__What you need to do__. Give the number of lines below that contain "React", with no other output.

__Given information__.
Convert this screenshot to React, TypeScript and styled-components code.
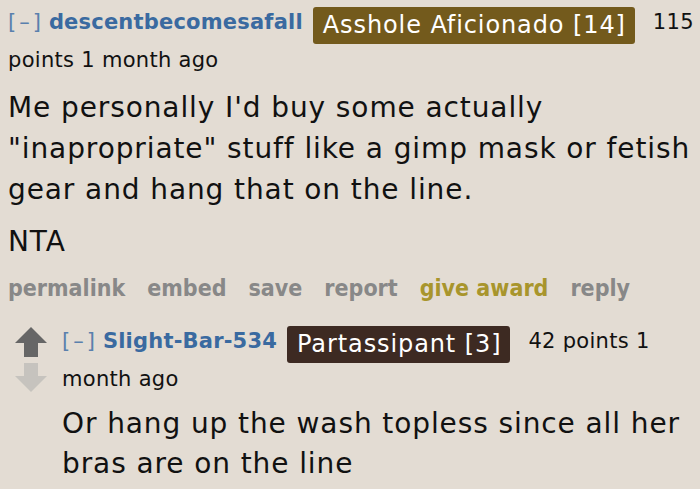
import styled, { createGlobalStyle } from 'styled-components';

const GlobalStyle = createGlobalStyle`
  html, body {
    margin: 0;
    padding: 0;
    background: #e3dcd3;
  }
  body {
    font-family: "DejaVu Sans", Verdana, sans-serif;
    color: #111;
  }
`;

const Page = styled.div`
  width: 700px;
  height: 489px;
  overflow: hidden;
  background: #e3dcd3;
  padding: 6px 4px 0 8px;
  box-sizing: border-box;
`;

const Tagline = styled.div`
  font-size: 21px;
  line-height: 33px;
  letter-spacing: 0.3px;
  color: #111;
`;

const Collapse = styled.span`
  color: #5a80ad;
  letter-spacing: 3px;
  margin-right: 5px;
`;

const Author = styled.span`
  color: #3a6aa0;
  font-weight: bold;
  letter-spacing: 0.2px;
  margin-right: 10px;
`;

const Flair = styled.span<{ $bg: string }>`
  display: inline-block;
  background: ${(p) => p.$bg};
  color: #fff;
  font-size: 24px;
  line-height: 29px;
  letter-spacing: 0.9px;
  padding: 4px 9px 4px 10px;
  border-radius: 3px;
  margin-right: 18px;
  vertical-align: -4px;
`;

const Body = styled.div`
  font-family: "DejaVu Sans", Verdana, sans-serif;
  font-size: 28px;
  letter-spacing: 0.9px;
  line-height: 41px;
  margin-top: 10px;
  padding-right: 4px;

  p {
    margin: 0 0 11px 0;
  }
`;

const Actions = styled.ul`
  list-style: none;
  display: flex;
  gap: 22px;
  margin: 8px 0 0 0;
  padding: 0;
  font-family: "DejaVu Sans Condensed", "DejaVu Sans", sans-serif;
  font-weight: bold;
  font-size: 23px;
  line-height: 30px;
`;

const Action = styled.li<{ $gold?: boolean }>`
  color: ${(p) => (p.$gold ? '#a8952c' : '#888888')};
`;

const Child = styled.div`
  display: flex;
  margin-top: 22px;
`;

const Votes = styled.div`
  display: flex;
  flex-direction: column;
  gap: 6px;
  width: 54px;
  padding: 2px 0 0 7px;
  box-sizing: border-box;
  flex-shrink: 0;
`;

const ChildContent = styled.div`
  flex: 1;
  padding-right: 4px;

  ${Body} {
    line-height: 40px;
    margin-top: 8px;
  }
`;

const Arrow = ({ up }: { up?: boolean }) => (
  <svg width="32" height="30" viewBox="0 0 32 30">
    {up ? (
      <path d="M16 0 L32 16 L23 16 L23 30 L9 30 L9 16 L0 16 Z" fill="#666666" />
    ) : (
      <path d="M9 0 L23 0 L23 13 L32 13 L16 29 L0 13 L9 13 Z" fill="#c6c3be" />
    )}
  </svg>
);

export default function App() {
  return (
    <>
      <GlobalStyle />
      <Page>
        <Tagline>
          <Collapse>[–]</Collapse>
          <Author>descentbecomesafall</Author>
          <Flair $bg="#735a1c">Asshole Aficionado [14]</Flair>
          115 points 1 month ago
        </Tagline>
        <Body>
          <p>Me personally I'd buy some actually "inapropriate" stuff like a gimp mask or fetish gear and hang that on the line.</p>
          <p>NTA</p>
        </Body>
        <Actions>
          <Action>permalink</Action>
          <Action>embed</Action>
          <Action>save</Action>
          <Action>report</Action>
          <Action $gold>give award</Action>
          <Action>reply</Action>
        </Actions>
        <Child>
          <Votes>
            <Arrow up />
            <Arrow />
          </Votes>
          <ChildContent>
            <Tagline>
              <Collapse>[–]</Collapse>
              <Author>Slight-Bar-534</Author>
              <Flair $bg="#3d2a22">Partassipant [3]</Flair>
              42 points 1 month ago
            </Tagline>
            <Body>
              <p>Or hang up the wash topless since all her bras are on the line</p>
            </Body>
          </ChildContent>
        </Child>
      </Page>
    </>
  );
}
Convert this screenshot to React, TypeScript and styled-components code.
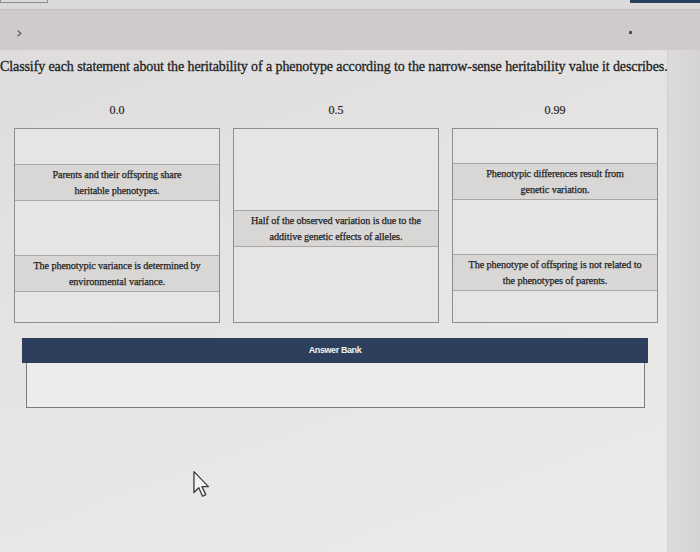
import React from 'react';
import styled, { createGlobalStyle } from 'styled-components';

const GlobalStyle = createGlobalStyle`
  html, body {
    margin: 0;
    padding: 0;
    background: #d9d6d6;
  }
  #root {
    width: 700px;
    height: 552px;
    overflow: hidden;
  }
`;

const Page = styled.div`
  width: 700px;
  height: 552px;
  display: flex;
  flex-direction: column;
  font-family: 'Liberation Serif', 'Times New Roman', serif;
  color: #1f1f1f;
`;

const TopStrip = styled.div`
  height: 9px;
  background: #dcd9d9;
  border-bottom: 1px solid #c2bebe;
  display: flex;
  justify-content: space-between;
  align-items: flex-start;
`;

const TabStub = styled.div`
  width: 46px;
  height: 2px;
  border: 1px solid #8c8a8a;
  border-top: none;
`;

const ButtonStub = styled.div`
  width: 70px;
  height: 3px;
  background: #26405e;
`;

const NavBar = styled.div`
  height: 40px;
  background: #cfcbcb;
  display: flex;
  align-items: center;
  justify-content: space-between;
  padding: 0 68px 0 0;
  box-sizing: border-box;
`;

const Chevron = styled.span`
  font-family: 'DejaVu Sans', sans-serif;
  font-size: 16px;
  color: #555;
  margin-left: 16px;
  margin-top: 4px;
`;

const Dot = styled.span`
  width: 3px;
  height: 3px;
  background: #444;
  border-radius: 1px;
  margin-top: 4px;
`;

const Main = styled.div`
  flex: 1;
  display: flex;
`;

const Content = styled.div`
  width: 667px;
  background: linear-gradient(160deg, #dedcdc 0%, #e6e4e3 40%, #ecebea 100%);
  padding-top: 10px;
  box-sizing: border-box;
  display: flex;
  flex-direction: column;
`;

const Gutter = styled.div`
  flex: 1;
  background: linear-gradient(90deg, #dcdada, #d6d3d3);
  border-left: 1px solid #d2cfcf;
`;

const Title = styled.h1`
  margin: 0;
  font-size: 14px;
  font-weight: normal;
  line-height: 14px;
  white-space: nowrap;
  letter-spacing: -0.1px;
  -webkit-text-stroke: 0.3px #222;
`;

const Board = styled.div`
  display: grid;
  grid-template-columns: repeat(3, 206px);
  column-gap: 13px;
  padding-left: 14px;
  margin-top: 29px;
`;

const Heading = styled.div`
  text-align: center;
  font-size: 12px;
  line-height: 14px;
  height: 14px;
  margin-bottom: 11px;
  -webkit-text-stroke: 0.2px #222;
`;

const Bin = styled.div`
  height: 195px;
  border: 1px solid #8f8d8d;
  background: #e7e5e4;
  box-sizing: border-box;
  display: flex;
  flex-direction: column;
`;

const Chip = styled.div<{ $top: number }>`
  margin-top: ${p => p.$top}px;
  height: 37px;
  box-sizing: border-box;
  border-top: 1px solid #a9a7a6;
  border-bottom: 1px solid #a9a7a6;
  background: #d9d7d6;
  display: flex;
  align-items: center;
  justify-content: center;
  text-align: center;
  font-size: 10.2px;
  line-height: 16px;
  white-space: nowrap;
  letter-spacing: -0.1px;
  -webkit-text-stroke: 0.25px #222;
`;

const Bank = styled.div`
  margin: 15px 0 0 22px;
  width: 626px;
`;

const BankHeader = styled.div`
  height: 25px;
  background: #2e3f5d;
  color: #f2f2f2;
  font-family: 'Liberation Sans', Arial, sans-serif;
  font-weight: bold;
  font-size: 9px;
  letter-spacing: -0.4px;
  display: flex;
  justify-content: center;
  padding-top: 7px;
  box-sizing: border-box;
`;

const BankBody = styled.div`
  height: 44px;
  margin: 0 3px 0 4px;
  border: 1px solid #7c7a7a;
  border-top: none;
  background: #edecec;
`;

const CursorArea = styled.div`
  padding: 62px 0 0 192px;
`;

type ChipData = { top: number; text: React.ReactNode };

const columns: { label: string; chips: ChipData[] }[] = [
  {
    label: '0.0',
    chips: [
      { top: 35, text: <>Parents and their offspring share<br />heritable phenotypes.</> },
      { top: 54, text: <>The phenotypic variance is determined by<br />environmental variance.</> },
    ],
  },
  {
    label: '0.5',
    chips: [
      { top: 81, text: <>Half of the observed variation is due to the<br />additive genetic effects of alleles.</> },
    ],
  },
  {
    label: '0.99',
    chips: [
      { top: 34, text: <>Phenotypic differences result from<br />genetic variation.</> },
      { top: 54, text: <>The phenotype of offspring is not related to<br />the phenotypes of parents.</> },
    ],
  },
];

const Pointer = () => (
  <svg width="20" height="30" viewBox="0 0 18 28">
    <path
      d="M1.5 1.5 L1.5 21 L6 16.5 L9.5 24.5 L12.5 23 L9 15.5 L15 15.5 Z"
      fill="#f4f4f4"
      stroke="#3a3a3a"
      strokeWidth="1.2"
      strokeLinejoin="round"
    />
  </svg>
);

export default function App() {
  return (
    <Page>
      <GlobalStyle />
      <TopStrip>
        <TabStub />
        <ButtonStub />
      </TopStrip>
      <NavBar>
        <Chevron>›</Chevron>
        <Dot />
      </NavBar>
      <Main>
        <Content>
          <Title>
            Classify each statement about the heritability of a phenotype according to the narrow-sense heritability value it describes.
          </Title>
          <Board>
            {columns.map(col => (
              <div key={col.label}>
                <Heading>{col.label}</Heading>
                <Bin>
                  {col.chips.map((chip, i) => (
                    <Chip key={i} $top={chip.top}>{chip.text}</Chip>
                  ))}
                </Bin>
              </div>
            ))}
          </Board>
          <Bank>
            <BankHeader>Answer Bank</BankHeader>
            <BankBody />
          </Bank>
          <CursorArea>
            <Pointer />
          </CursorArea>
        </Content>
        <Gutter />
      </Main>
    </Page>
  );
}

__Problem solution__. 4